◆ **Exercise**
Transcribe every line exactly and omit anything that is a picture.

◆ **Recorded information**
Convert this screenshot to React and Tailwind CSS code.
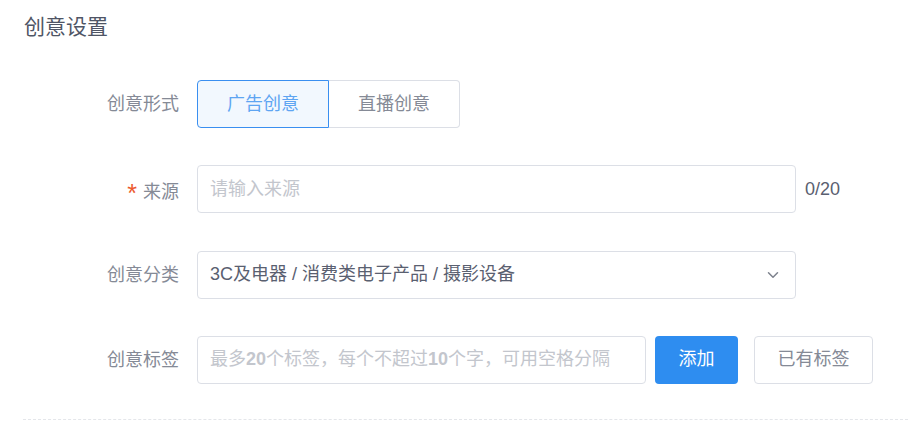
import React from 'react';
import { ChevronDown } from 'lucide-react';

const font = { fontFamily: '"Liberation Sans", "Noto Sans CJK SC", sans-serif' };

const Row = ({ label, required, children }) => (
  <div className="flex items-center h-12">
    <label className="w-[155px] shrink-0 text-right text-[18px] text-[#858a96] leading-none">
      {required && (
        <span className="inline-block translate-y-[4px] text-[#ec5a2f] text-[25px] leading-none mr-[6px]">*</span>
      )}
      {label}
    </label>
    <div className="ml-[18px] flex items-center h-full">{children}</div>
  </div>
);

export default function App() {
  return (
    <div className="w-[908px] h-[424px] bg-white overflow-hidden" style={font}>
      <h2 className="pl-6 pt-[14px] text-[21px] leading-[26px] text-[#4f5565]">创意设置</h2>

      <div className="mt-[40px] pl-6 flex flex-col gap-[37.3px]">
        <Row label="创意形式">
          <div className="flex h-full">
            <button className="w-[132px] h-full rounded-l border border-[#3a8ff0] bg-[#f2f8fe] text-[18px] text-[#5ea5f2]">
              广告创意
            </button>
            <button className="w-[131px] h-full rounded-r border border-l-0 border-[#dcdfe6] bg-white text-[18px] text-[#858a96]">
              直播创意
            </button>
          </div>
        </Row>

        <Row label="来源" required>
          <div className="w-[599px] h-full rounded border border-[#dcdfe6] flex items-center px-3 text-[18px] text-[#c3c6cd]">
            请输入来源
          </div>
          <span className="ml-[9px] text-[18px] text-[#5a6070]">0/20</span>
        </Row>

        <Row label="创意分类">
          <div className="w-[599px] h-full rounded border border-[#dcdfe6] flex items-center justify-between pl-3 pr-[13px] text-[18px] text-[#5a6070]">
            <span>3C及电器 / 消费类电子产品 / 摄影设备</span>
            <ChevronDown size={18} strokeWidth={2} className="text-[#7d828d]" />
          </div>
        </Row>

        <Row label="创意标签">
          <div className="w-[449px] h-full rounded border border-[#dcdfe6] flex items-center px-3 text-[18px] text-[#c3c6cd] whitespace-nowrap">
            最多<b className="font-bold">20</b>个标签，每个不超过<b className="font-bold">10</b>个字，可用空格分隔
          </div>
          <button className="ml-[9px] w-[83px] h-full rounded bg-[#2e8df0] text-white text-[18px]">添加</button>
          <button className="ml-4 w-[119px] h-full rounded border border-[#dcdfe6] bg-white text-[#858a96] text-[18px]">
            已有标签
          </button>
        </Row>
      </div>

      <div className="ml-[23px] mt-[35px] border-t border-dashed border-[#e4e6ea]" />
    </div>
  );
}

◆ **Written response**
Convert this screenshot to React and Tailwind CSS code.
import React from 'react';
import { ChevronDown } from 'lucide-react';

const font = { fontFamily: '"Liberation Sans", "Noto Sans CJK SC", sans-serif' };

const Row = ({ label, required, children }) => (
  <div className="flex items-center h-12">
    <label className="w-[155px] shrink-0 text-right text-[18px] text-[#858a96] leading-none">
      {required && (
        <span className="inline-block translate-y-[4px] text-[#ec5a2f] text-[25px] leading-none mr-[6px]">*</span>
      )}
      {label}
    </label>
    <div className="ml-[18px] flex items-center h-full">{children}</div>
  </div>
);

export default function App() {
  return (
    <div className="w-[908px] h-[424px] bg-white overflow-hidden" style={font}>
      <h2 className="pl-6 pt-[14px] text-[21px] leading-[26px] text-[#4f5565]">创意设置</h2>

      <div className="mt-[40px] pl-6 flex flex-col gap-[37.3px]">
        <Row label="创意形式">
          <div className="flex h-full">
            <button className="w-[132px] h-full rounded-l border border-[#3a8ff0] bg-[#f2f8fe] text-[18px] text-[#5ea5f2]">
              广告创意
            </button>
            <button className="w-[131px] h-full rounded-r border border-l-0 border-[#dcdfe6] bg-white text-[18px] text-[#858a96]">
              直播创意
            </button>
          </div>
        </Row>

        <Row label="来源" required>
          <div className="w-[599px] h-full rounded border border-[#dcdfe6] flex items-center px-3 text-[18px] text-[#c3c6cd]">
            请输入来源
          </div>
          <span className="ml-[9px] text-[18px] text-[#5a6070]">0/20</span>
        </Row>

        <Row label="创意分类">
          <div className="w-[599px] h-full rounded border border-[#dcdfe6] flex items-center justify-between pl-3 pr-[13px] text-[18px] text-[#5a6070]">
            <span>3C及电器 / 消费类电子产品 / 摄影设备</span>
            <ChevronDown size={18} strokeWidth={2} className="text-[#7d828d]" />
          </div>
        </Row>

        <Row label="创意标签">
          <div className="w-[449px] h-full rounded border border-[#dcdfe6] flex items-center px-3 text-[18px] text-[#c3c6cd] whitespace-nowrap">
            最多<b className="font-bold">20</b>个标签，每个不超过<b className="font-bold">10</b>个字，可用空格分隔
          </div>
          <button className="ml-[9px] w-[83px] h-full rounded bg-[#2e8df0] text-white text-[18px]">添加</button>
          <button className="ml-4 w-[119px] h-full rounded border border-[#dcdfe6] bg-white text-[#858a96] text-[18px]">
            已有标签
          </button>
        </Row>
      </div>

      <div className="ml-[23px] mt-[35px] border-t border-dashed border-[#e4e6ea]" />
    </div>
  );
}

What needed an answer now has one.